Using the data beneath, show every line that includes the word "components".

┌────────

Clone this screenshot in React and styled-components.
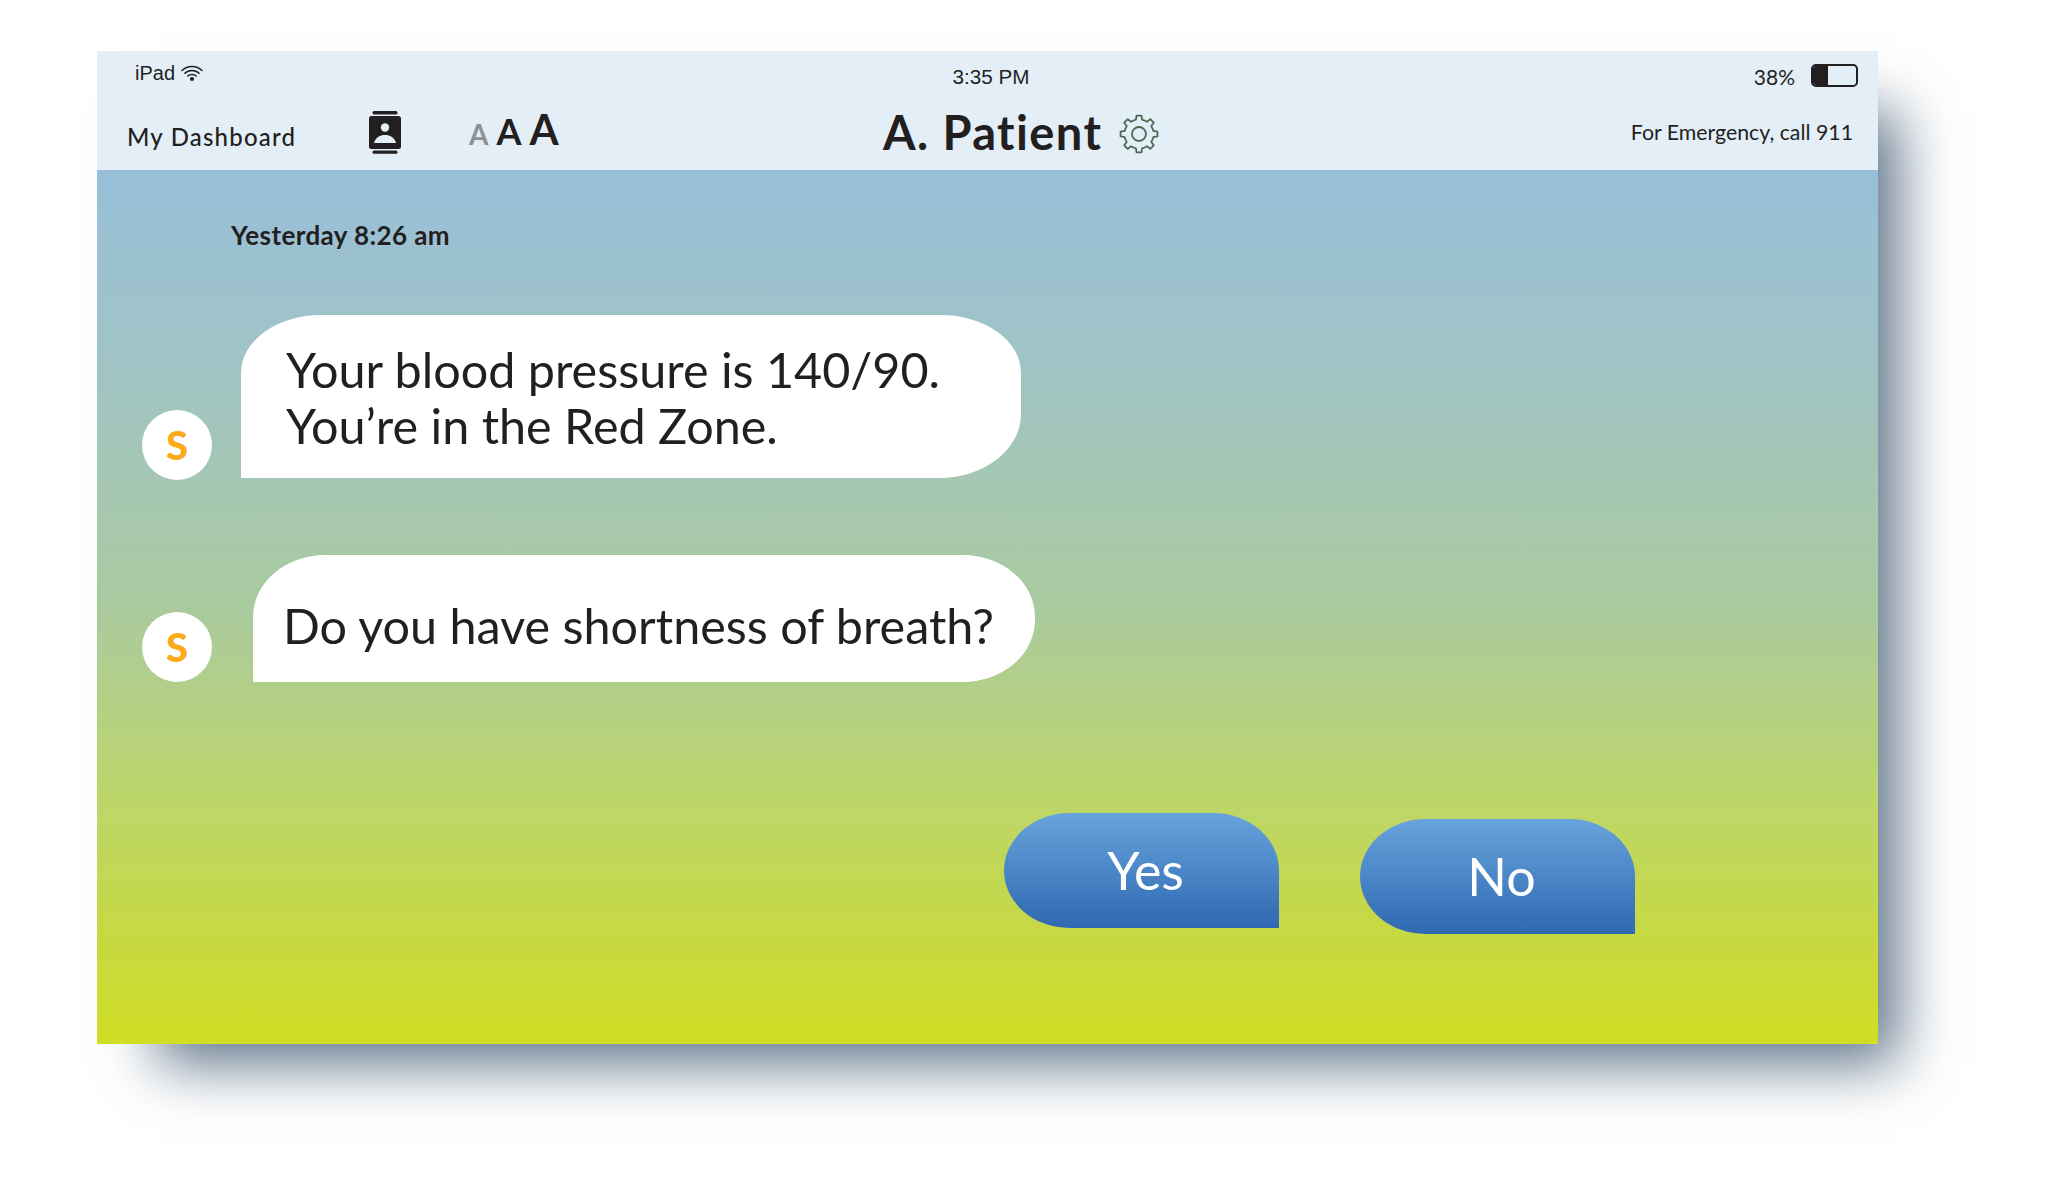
import React from "react";
import styled, { createGlobalStyle } from "styled-components";

const GlobalStyle = createGlobalStyle`
  html, body {
    margin: 0;
    padding: 0;
    background: #fff;
  }
`;

// gear outline, 8 teeth
const gearPath = () => {
  const pts = [];
  const teeth = 8;
  const step = (Math.PI * 2) / teeth;
  for (let i = 0; i < teeth; i++) {
    const a = i * step - Math.PI / 2;
    const list = [
      [-0.5, 14.6],
      [-0.27, 14.6],
      [-0.17, 18.6],
      [0.17, 18.6],
      [0.27, 14.6],
    ];
    list.forEach(([o, r]) => {
      const t = a + o * step;
      pts.push(`${(20 + r * Math.cos(t)).toFixed(2)} ${(20 + r * Math.sin(t)).toFixed(2)}`);
    });
  }
  return "M" + pts.join("L") + "Z";
};

function App() {
  return (
    <Page>
      <GlobalStyle />
      <Screen>
        <Header>
          <StatusBar>
            <Carrier>
              iPad
              <svg width="24" height="19" viewBox="0 0 22 18" fill="none" stroke="#231f20" strokeWidth="1.4" strokeLinecap="round">
                <path d="M1.500 6.200C6.700 1 15.300 1 20.500 6.200" />
                <path d="M4.200 8.800c3.700-3.600 9.900-3.600 13.600 0" />
                <path d="M7 11.400c2.200-2 5.800-2 8 0" />
                <circle cx="11" cy="14.200" r="2" fill="#231f20" stroke="none" />
              </svg>
            </Carrier>
            <Clock>3:35 PM</Clock>
            <BatteryWrap>
              <BatteryText>38%</BatteryText>
              <Battery>
                <BatteryLevel />
              </Battery>
            </BatteryWrap>
          </StatusBar>
          <NavBar>
            <NavLeft>
              <DashboardLink>My Dashboard</DashboardLink>
              <svg width="32" height="43" viewBox="0 0 32 43">
                <rect x="3.500" y="0" width="25" height="3.400" rx="1.500" fill="#231f20" />
                <rect x="0" y="5" width="32" height="33" rx="2.500" fill="#231f20" />
                <rect x="3.500" y="39.400" width="25" height="3.400" rx="1.500" fill="#231f20" />
                <circle cx="16" cy="16.500" r="4.200" fill="#e3eef7" />
                <path d="M5 32c1.400-5.600 6-8 11-8s9.600 2.400 11 8z" fill="#e3eef7" />
              </svg>
              <SizePicker>
                <SizeLetter size={28} muted>A</SizeLetter>
                <SizeLetter size={36}>A</SizeLetter>
                <SizeLetter size={42}>A</SizeLetter>
              </SizePicker>
            </NavLeft>
            <PatientBlock>
              <PatientName>A. Patient</PatientName>
              <GearIcon width="40" height="40" viewBox="0 0 40 40" fill="none" stroke="#4b6a53" strokeWidth="1.8" strokeLinejoin="round">
                <path d={gearPath()} />
                <circle cx="20" cy="20" r="7" />
              </GearIcon>
            </PatientBlock>
            <EmergencyNote>For Emergency, call 911</EmergencyNote>
          </NavBar>
        </Header>
        <Chat>
          <Timestamp>Yesterday 8:26 am</Timestamp>
          <MessageRow top={64} gap={29}>
            <Avatar drop={2}>S</Avatar>
            <FirstBubble>
              Your blood pressure is 140/90.
              <br />
              You’re in the Red Zone.
            </FirstBubble>
          </MessageRow>
          <MessageRow top={77} gap={41}>
            <Avatar>S</Avatar>
            <SecondBubble>Do you have shortness of breath?</SecondBubble>
          </MessageRow>
          <Answers>
            <AnswerButton>Yes</AnswerButton>
            <AnswerButton lower>No</AnswerButton>
          </Answers>
        </Chat>
      </Screen>
    </Page>
  );
}

const Page = styled.div`
  width: 2048px;
  height: 1204px;
  padding: 51px 0 0 97px;
  box-sizing: border-box;
  overflow: hidden;
  background: #fff;
`;

const Screen = styled.div`
  width: 1781px;
  height: 993px;
  display: flex;
  flex-direction: column;
  box-shadow: 40px 40px 56px -20px #5e7388;
  font-family: "Lato", sans-serif;
  font-variant-ligatures: none;
  color: #231f20;
`;

const Header = styled.header`
  height: 119px;
  background: #e3eef7;
  display: flex;
  flex-direction: column;
`;

const StatusBar = styled.div`
  height: 50px;
  display: grid;
  grid-template-columns: 1fr 1fr 1fr;
  align-items: start;
  font-family: "Liberation Sans", sans-serif;
  font-size: 20px;
`;

const Carrier = styled.div`
  display: flex;
  align-items: center;
  gap: 5px;
  padding: 11px 0 0 38px;
  line-height: 22px;
`;

const Clock = styled.div`
  text-align: center;
  padding: 15px 0 0 7px;
  font-size: 20.700px;
  line-height: 22px;
`;

const BatteryWrap = styled.div`
  display: flex;
  justify-content: flex-end;
  align-items: center;
  gap: 16px;
  padding: 12px 20px 0 0;
  font-family: "Lato", sans-serif;
  font-size: 21px;
  line-height: 23px;
`;

const BatteryText = styled.span`
  margin-top: 2px;
`;

const Battery = styled.div`
  width: 47px;
  height: 23px;
  box-sizing: border-box;
  border: 2px solid #231f20;
  border-radius: 5px;
  overflow: hidden;
`;

const BatteryLevel = styled.div`
  width: 15px;
  height: 100%;
  background: #231f20;
`;

const NavBar = styled.div`
  flex: 1;
  display: flex;
  align-items: flex-start;
`;

const NavLeft = styled.div`
  width: 786px;
  display: flex;
  align-items: flex-start;
  padding: 10px 0 0 30px;
  box-sizing: border-box;
`;

const DashboardLink = styled.div`
  width: 242px;
  margin-top: 11px;
  font-size: 24px;
  line-height: 29px;
  letter-spacing: 1.200px;
  font-weight: 500;
`;

const SizePicker = styled.div`
  display: flex;
  align-items: baseline;
  gap: 8px;
  margin: -5px 0 0 68px;
  height: 46px;
`;

const SizeLetter = styled.span`
  font-size: ${(p) => p.size}px;
  line-height: 46px;
  font-weight: 700;
  color: ${(p) => (p.muted ? "#8e9093" : "#231f20")};
`;

const PatientBlock = styled.div`
  display: flex;
  align-items: center;
  gap: 17px;
  padding-top: 8px;
`;

const PatientName = styled.div`
  font-size: 47px;
  line-height: 46px;
  letter-spacing: 1.400px;
  font-weight: 700;
`;

const GearIcon = styled.svg`
  margin-top: 3px;
`;

const EmergencyNote = styled.div`
  margin-left: auto;
  padding: 17px 25px 0 0;
  font-size: 21.300px;
  line-height: 28px;
`;

const Chat = styled.main`
  flex: 1;
  padding-top: 49px;
  background: linear-gradient(
    180deg,
    #98bfd9 0%,
    #a0c4c6 22%,
    #aaca9f 50%,
    #bdd66a 72%,
    #c8d93c 90%,
    #d1de24 100%
  );
`;

const Timestamp = styled.div`
  padding-left: 134px;
  font-size: 26px;
  line-height: 32px;
  letter-spacing: 0.400px;
  font-weight: 700;
`;

const MessageRow = styled.div`
  display: flex;
  align-items: flex-end;
  gap: ${(p) => p.gap}px;
  margin-top: ${(p) => p.top}px;
  padding-left: 45px;
`;

const Avatar = styled.div`
  width: 70px;
  height: 70px;
  margin-bottom: ${(p) => (p.drop ? -p.drop : 0)}px;
  flex: none;
  border-radius: 50%;
  background: #fff;
  color: #fbaa19;
  font-size: 40px;
  font-weight: 900;
  line-height: 70px;
  text-align: center;
`;

const FirstBubble = styled.div`
  width: 780px;
  height: 163px;
  box-sizing: border-box;
  padding: 26px 0 0 45px;
  background: #fff;
  border-radius: 80px 80px 82px 0 / 58px 58px 64px 0;
  font-size: 48.500px;
  line-height: 56px;
`;

const SecondBubble = styled.div`
  width: 782px;
  height: 127px;
  box-sizing: border-box;
  padding: 42px 0 0 30px;
  background: #fff;
  border-radius: 72px 72px 72px 0 / 62px 62px 62px 0;
  font-size: 48.500px;
  line-height: 56px;
`;

const Answers = styled.div`
  display: flex;
  align-items: flex-start;
  gap: 81px;
  margin-top: 131px;
  padding-left: 907px;
`;

const AnswerButton = styled.button`
  width: 275px;
  height: 115px;
  margin-top: ${(p) => (p.lower ? 6 : 0)}px;
  padding: 0 0 2px 8px;
  border: 0;
  border-radius: 66px 66px 0 66px / 58px 58px 0 58px;
  background: linear-gradient(180deg, #68a3dc 0%, #2e69b2 100%);
  color: #fff;
  font-family: "Lato", sans-serif;
  font-size: 52px;
`;

export default App;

└────────

• [PROBLEM SOLUTION]:
Clone this screenshot in React and styled-components.
import styled, { createGlobalStyle } from "styled-components";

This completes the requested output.